◆ **Interface markup and scripts**
------------

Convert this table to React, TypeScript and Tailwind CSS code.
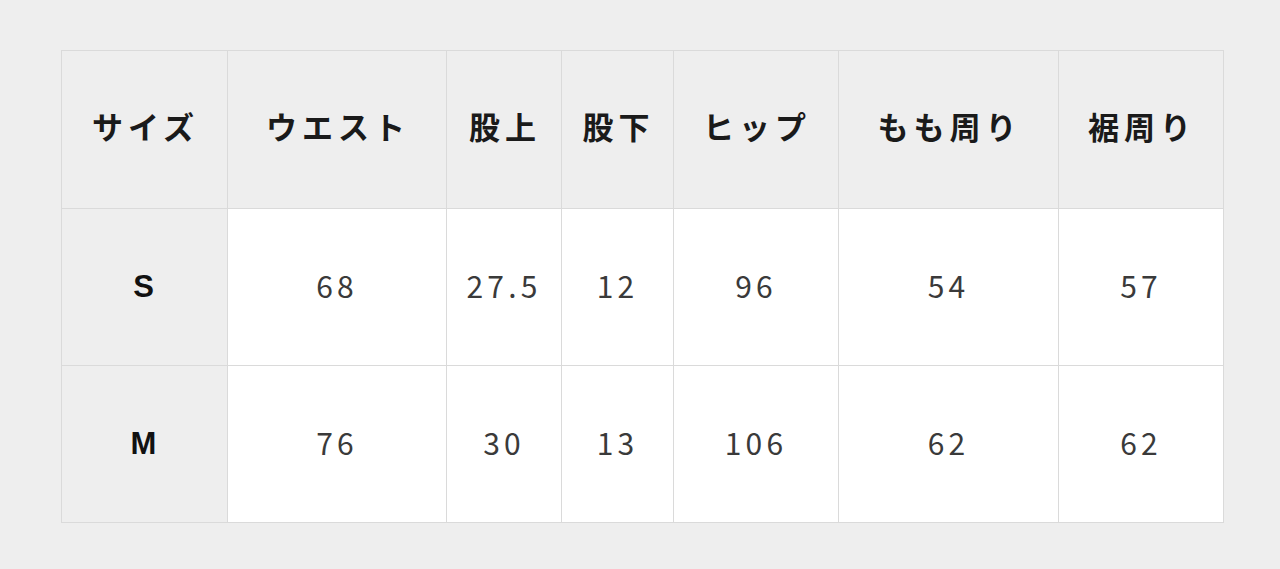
import React from 'react';

const headers = ['サイズ', 'ウエスト', '股上', '股下', 'ヒップ', 'もも周り', '裾周り'];
const widths = ['w-[166px]', 'w-[219px]', 'w-[115px]', 'w-[112px]', 'w-[165px]', 'w-[220px]', 'w-[165px]'];

const rows = [
    { size: 'S', values: ['68', '27.5', '12', '96', '54', '57'] },
    { size: 'M', values: ['76', '30', '13', '106', '62', '62'] },
];

const App = () => {
    return (
        <div className="min-h-screen w-full bg-[#eeeeee] pt-[50px] pl-[61px]">
            <table
                className="table-fixed border-collapse w-[1163px]"
                style={{ fontFamily: '"Noto Sans CJK JP", "Noto Sans", sans-serif' }}
            >
                <colgroup>
                    {widths.map((w, i) => (
                        <col key={i} className={w} />
                    ))}
                </colgroup>
                <thead>
                    <tr className="h-[158px] bg-[#eeeeee]">
                        {headers.map((h) => (
                            <th
                                key={h}
                                className="border border-[#dadada] text-center align-middle text-[31px] font-bold tracking-[0.16em] text-[#1a1a1a] pl-[2px] pb-[6px]"
                            >
                                {h}
                            </th>
                        ))}
                    </tr>
                </thead>
                <tbody>
                    {rows.map((r) => (
                        <tr key={r.size} className="h-[157px]">
                            <th className="border border-[#dadada] bg-[#eeeeee] text-center align-middle text-[31px] font-bold text-[#111111] font-['Liberation_Sans',sans-serif] pr-[2px]">
                                {r.size}
                            </th>
                            {r.values.map((v, i) => (
                                <td
                                    key={i}
                                    className="border border-[#dadada] bg-white text-center align-middle text-[30px] tracking-[0.14em] pb-[4px] text-[#3a3a3a]"
                                >
                                    {v}
                                </td>
                            ))}
                        </tr>
                    ))}
                </tbody>
            </table>
        </div>
    );
};

export default App;
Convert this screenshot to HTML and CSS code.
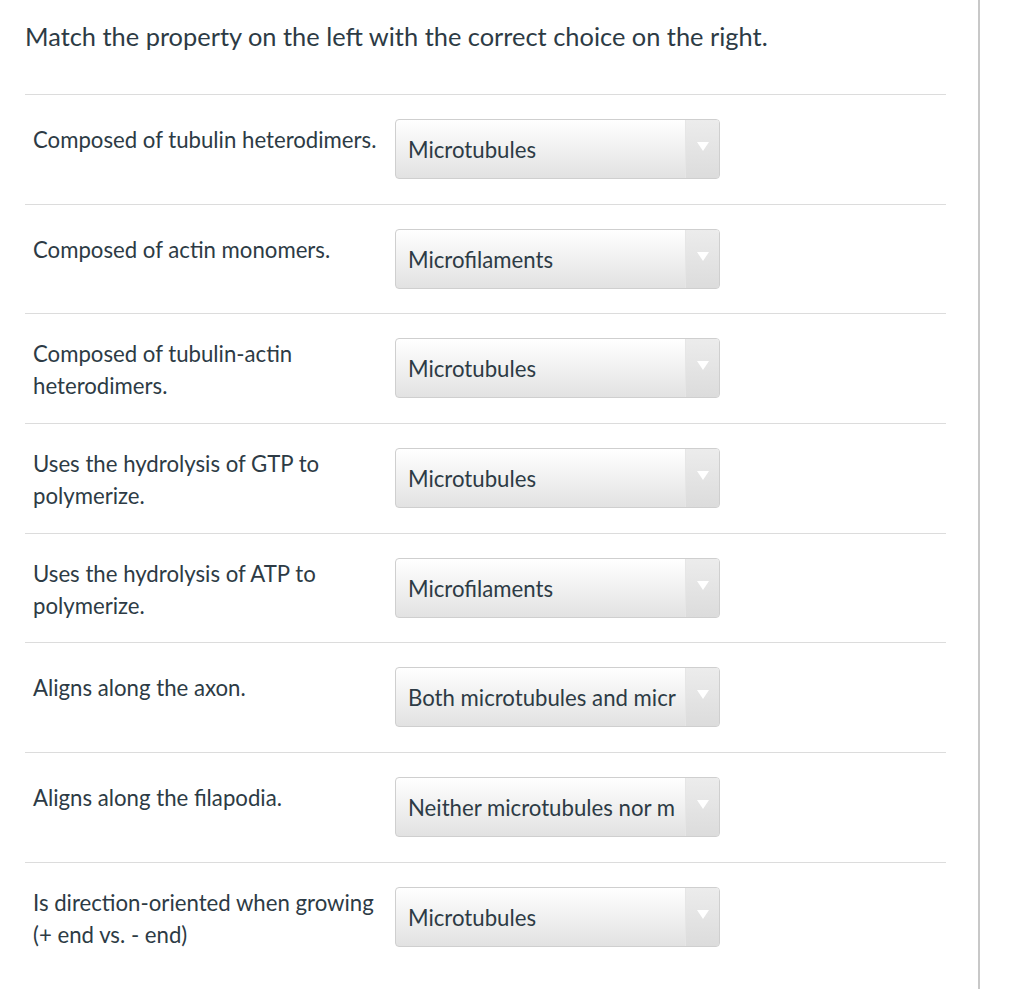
FILE: index.html
```html
<!DOCTYPE html>
<html>
<head>
<meta charset="utf-8">
<link rel="stylesheet" href="styles.css">
</head>
<body>
<div class="page">
  <main class="quiz">
    <h1 class="title">Match the property on the left with the correct choice on the right.</h1>
    <div class="rows">
      <div class="row"><div class="label"><span>Composed of tubulin heterodimers.</span></div><div class="select"><span class="value">Microtubules</span><span class="arrow"></span></div></div>
      <div class="row"><div class="label"><span>Composed of actin monomers.</span></div><div class="select"><span class="value">Microfilaments</span><span class="arrow"></span></div></div>
      <div class="row"><div class="label"><span>Composed of tubulin-actin heterodimers.</span></div><div class="select"><span class="value">Microtubules</span><span class="arrow"></span></div></div>
      <div class="row"><div class="label"><span>Uses the hydrolysis of GTP to polymerize.</span></div><div class="select"><span class="value">Microtubules</span><span class="arrow"></span></div></div>
      <div class="row"><div class="label"><span>Uses the hydrolysis of ATP to polymerize.</span></div><div class="select"><span class="value">Microfilaments</span><span class="arrow"></span></div></div>
      <div class="row"><div class="label"><span>Aligns along the axon.</span></div><div class="select"><span class="value">Both microtubules and micr</span><span class="arrow"></span></div></div>
      <div class="row"><div class="label"><span>Aligns along the filapodia.</span></div><div class="select"><span class="value">Neither microtubules nor m</span><span class="arrow"></span></div></div>
      <div class="row"><div class="label"><span>Is direction-oriented when growing (+ end vs. - end)</span></div><div class="select"><span class="value">Microtubules</span><span class="arrow"></span></div></div>
    </div>
  </main>
  <aside class="side"></aside>
</div>
</body>
</html>
```
FILE: styles.css
```css
html, body {
  margin: 0;
  padding: 0;
  background: #fff;
}
body {
  font-family: Lato, "Open Sans", sans-serif;
  color: #2d3b45;
}
.page {
  display: flex;
  height: 989px;
  overflow: hidden;
}
.quiz {
  width: 921px;
  padding-left: 25px;
  flex: none;
}
.side {
  margin-left: 32px;
  width: 2px;
  background: #c8c8c8;
  flex: none;
}
.title {
  margin: 0;
  padding-top: 20px;
  height: 95px;
  box-sizing: border-box;
  font-size: 25.4px;
  font-weight: 400;
  line-height: 32px;
  border-bottom: 1px solid #dcdcdc;
}
.rows {
  display: flex;
  flex-direction: column;
}
.row {
  display: flex;
  align-items: flex-start;
  height: 109.7px;
  box-sizing: border-box;
  border-bottom: 1px solid #dcdcdc;
}
.row:last-child {
  border-bottom: none;
}
.label {
  width: 352px;
  flex: none;
  margin-top: 24px;
  min-height: 42px;
  padding-left: 8px;
  display: flex;
  align-items: center;
  font-size: 22.2px;
  line-height: 32px;
}
.select {
  margin-left: 10px;
  margin-top: 24px;
  width: 325px;
  height: 60px;
  flex: none;
  box-sizing: border-box;
  border: 1px solid #cfcfcf;
  border-radius: 4px;
  background: linear-gradient(#ffffff, #e2e2e2);
  display: flex;
  align-items: center;
  overflow: hidden;
}
.value {
  flex: 1;
  padding-left: 12px;
  font-size: 22.2px;
  line-height: 26px;
  padding-top: 2px;
  white-space: nowrap;
  overflow: hidden;
  color: #2d3b45;
}
.arrow {
  width: 33px;
  height: 100%;
  flex: none;
  border-left: 1px solid #e6e6e6;
  background: linear-gradient(#ececec, #dcdcdc);
  position: relative;
}
.arrow::after {
  content: "";
  position: absolute;
  left: 11px;
  top: 22px;
  border-left: 6px solid transparent;
  border-right: 6px solid transparent;
  border-top: 9px solid #fff;
}
```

------------

The records above must be transcribed exactly. Pictures are left out of the copy.

Convert this table to React, TypeScript and Tailwind CSS code.
import React from 'react';

const headers = ['サイズ', 'ウエスト', '股上', '股下', 'ヒップ', 'もも周り', '裾周り'];
const widths = ['w-[166px]', 'w-[219px]', 'w-[115px]', 'w-[112px]', 'w-[165px]', 'w-[220px]', 'w-[165px]'];

const rows = [
    { size: 'S', values: ['68', '27.5', '12', '96', '54', '57'] },
    { size: 'M', values: ['76', '30', '13', '106', '62', '62'] },
];

const App = () => {
    return (
        <div className="min-h-screen w-full bg-[#eeeeee] pt-[50px] pl-[61px]">
            <table
                className="table-fixed border-collapse w-[1163px]"
                style={{ fontFamily: '"Noto Sans CJK JP", "Noto Sans", sans-serif' }}
            >
                <colgroup>
                    {widths.map((w, i) => (
                        <col key={i} className={w} />
                    ))}
                </colgroup>
                <thead>
                    <tr className="h-[158px] bg-[#eeeeee]">
                        {headers.map((h) => (
                            <th
                                key={h}
                                className="border border-[#dadada] text-center align-middle text-[31px] font-bold tracking-[0.16em] text-[#1a1a1a] pl-[2px] pb-[6px]"
                            >
                                {h}
                            </th>
                        ))}
                    </tr>
                </thead>
                <tbody>
                    {rows.map((r) => (
                        <tr key={r.size} className="h-[157px]">
                            <th className="border border-[#dadada] bg-[#eeeeee] text-center align-middle text-[31px] font-bold text-[#111111] font-['Liberation_Sans',sans-serif] pr-[2px]">
                                {r.size}
                            </th>
                            {r.values.map((v, i) => (
                                <td
                                    key={i}
                                    className="border border-[#dadada] bg-white text-center align-middle text-[30px] tracking-[0.14em] pb-[4px] text-[#3a3a3a]"
                                >
                                    {v}
                                </td>
                            ))}
                        </tr>
                    ))}
                </tbody>
            </table>
        </div>
    );
};

export default App;
Convert this screenshot to HTML and CSS code.
FILE: index.html
```html
<!DOCTYPE html>
<html>
<head>
<meta charset="utf-8">
<link rel="stylesheet" href="styles.css">
</head>
<body>
<div class="page">
  <main class="quiz">
    <h1 class="title">Match the property on the left with the correct choice on the right.</h1>
    <div class="rows">
      <div class="row"><div class="label"><span>Composed of tubulin heterodimers.</span></div><div class="select"><span class="value">Microtubules</span><span class="arrow"></span></div></div>
      <div class="row"><div class="label"><span>Composed of actin monomers.</span></div><div class="select"><span class="value">Microfilaments</span><span class="arrow"></span></div></div>
      <div class="row"><div class="label"><span>Composed of tubulin-actin heterodimers.</span></div><div class="select"><span class="value">Microtubules</span><span class="arrow"></span></div></div>
      <div class="row"><div class="label"><span>Uses the hydrolysis of GTP to polymerize.</span></div><div class="select"><span class="value">Microtubules</span><span class="arrow"></span></div></div>
      <div class="row"><div class="label"><span>Uses the hydrolysis of ATP to polymerize.</span></div><div class="select"><span class="value">Microfilaments</span><span class="arrow"></span></div></div>
      <div class="row"><div class="label"><span>Aligns along the axon.</span></div><div class="select"><span class="value">Both microtubules and micr</span><span class="arrow"></span></div></div>
      <div class="row"><div class="label"><span>Aligns along the filapodia.</span></div><div class="select"><span class="value">Neither microtubules nor m</span><span class="arrow"></span></div></div>
      <div class="row"><div class="label"><span>Is direction-oriented when growing (+ end vs. - end)</span></div><div class="select"><span class="value">Microtubules</span><span class="arrow"></span></div></div>
    </div>
  </main>
  <aside class="side"></aside>
</div>
</body>
</html>
```
FILE: styles.css
```css
html, body {
  margin: 0;
  padding: 0;
  background: #fff;
}
body {
  font-family: Lato, "Open Sans", sans-serif;
  color: #2d3b45;
}
.page {
  display: flex;
  height: 989px;
  overflow: hidden;
}
.quiz {
  width: 921px;
  padding-left: 25px;
  flex: none;
}
.side {
  margin-left: 32px;
  width: 2px;
  background: #c8c8c8;
  flex: none;
}
.title {
  margin: 0;
  padding-top: 20px;
  height: 95px;
  box-sizing: border-box;
  font-size: 25.4px;
  font-weight: 400;
  line-height: 32px;
  border-bottom: 1px solid #dcdcdc;
}
.rows {
  display: flex;
  flex-direction: column;
}
.row {
  display: flex;
  align-items: flex-start;
  height: 109.7px;
  box-sizing: border-box;
  border-bottom: 1px solid #dcdcdc;
}
.row:last-child {
  border-bottom: none;
}
.label {
  width: 352px;
  flex: none;
  margin-top: 24px;
  min-height: 42px;
  padding-left: 8px;
  display: flex;
  align-items: center;
  font-size: 22.2px;
  line-height: 32px;
}
.select {
  margin-left: 10px;
  margin-top: 24px;
  width: 325px;
  height: 60px;
  flex: none;
  box-sizing: border-box;
  border: 1px solid #cfcfcf;
  border-radius: 4px;
  background: linear-gradient(#ffffff, #e2e2e2);
  display: flex;
  align-items: center;
  overflow: hidden;
}
.value {
  flex: 1;
  padding-left: 12px;
  font-size: 22.2px;
  line-height: 26px;
  padding-top: 2px;
  white-space: nowrap;
  overflow: hidden;
  color: #2d3b45;
}
.arrow {
  width: 33px;
  height: 100%;
  flex: none;
  border-left: 1px solid #e6e6e6;
  background: linear-gradient(#ececec, #dcdcdc);
  position: relative;
}
.arrow::after {
  content: "";
  position: absolute;
  left: 11px;
  top: 22px;
  border-left: 6px solid transparent;
  border-right: 6px solid transparent;
  border-top: 9px solid #fff;
}
```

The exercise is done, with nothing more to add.